GIVEN REQUEST: Check each line of the data for "code" and select those that have it.

Items listed in a dataset
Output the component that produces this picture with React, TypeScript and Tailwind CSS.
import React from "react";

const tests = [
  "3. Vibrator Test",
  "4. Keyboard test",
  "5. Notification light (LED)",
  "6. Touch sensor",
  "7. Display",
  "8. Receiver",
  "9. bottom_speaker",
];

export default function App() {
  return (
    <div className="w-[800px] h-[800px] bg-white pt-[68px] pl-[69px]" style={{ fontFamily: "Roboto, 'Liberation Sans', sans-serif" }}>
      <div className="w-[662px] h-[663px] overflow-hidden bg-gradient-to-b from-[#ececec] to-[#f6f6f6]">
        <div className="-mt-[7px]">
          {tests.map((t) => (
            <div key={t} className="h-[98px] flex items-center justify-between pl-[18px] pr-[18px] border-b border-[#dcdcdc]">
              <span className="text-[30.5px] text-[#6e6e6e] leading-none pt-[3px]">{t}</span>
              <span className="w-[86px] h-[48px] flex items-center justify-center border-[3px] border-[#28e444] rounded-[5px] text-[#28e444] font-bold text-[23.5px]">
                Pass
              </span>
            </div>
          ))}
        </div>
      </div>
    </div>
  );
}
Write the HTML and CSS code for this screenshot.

---

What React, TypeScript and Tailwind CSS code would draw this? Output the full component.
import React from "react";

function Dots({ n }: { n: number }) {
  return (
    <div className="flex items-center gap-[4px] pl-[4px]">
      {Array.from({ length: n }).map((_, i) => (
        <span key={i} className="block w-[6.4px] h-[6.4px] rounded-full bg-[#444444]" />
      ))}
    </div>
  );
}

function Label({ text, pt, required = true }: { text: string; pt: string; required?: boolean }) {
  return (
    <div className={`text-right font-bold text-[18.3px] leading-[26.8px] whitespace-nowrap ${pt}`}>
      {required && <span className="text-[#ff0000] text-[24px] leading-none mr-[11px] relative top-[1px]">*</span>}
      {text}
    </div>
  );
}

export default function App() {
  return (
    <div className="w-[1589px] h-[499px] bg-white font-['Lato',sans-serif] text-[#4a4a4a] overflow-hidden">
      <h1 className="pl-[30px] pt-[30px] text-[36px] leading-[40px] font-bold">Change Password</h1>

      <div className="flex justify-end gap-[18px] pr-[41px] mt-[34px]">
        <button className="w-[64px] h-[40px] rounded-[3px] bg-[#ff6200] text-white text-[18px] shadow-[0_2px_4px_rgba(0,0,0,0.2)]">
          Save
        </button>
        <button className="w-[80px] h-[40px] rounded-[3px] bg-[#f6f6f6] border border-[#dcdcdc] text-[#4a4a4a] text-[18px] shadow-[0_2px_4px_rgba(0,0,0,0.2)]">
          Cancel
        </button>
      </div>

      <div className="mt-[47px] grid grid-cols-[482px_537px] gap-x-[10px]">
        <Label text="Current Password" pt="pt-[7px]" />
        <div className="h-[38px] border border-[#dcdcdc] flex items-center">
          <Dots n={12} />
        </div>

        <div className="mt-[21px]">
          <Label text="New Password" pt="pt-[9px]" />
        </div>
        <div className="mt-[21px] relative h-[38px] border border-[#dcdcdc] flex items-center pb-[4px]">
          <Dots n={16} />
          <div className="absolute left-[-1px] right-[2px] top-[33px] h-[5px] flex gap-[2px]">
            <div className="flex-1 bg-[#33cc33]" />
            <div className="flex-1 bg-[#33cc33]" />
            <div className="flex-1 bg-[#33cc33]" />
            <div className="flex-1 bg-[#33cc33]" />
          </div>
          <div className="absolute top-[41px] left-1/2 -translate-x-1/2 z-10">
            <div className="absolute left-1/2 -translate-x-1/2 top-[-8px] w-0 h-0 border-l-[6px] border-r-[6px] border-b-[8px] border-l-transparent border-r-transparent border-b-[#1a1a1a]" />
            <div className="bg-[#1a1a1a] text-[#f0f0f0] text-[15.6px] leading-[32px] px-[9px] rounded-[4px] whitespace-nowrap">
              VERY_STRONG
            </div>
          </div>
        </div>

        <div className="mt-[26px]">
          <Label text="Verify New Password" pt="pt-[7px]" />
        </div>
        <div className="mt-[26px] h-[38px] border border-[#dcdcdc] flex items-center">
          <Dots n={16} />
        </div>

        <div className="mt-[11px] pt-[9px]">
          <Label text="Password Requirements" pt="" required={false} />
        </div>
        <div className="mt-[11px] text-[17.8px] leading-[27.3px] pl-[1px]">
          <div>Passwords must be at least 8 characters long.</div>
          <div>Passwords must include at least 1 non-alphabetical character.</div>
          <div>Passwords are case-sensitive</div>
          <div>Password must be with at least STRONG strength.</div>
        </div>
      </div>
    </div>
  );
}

SOLUTION FOR THIS TASK:
Write the HTML and CSS code for this screenshot.
What React, TypeScript and Tailwind CSS code would draw this? Output the full component.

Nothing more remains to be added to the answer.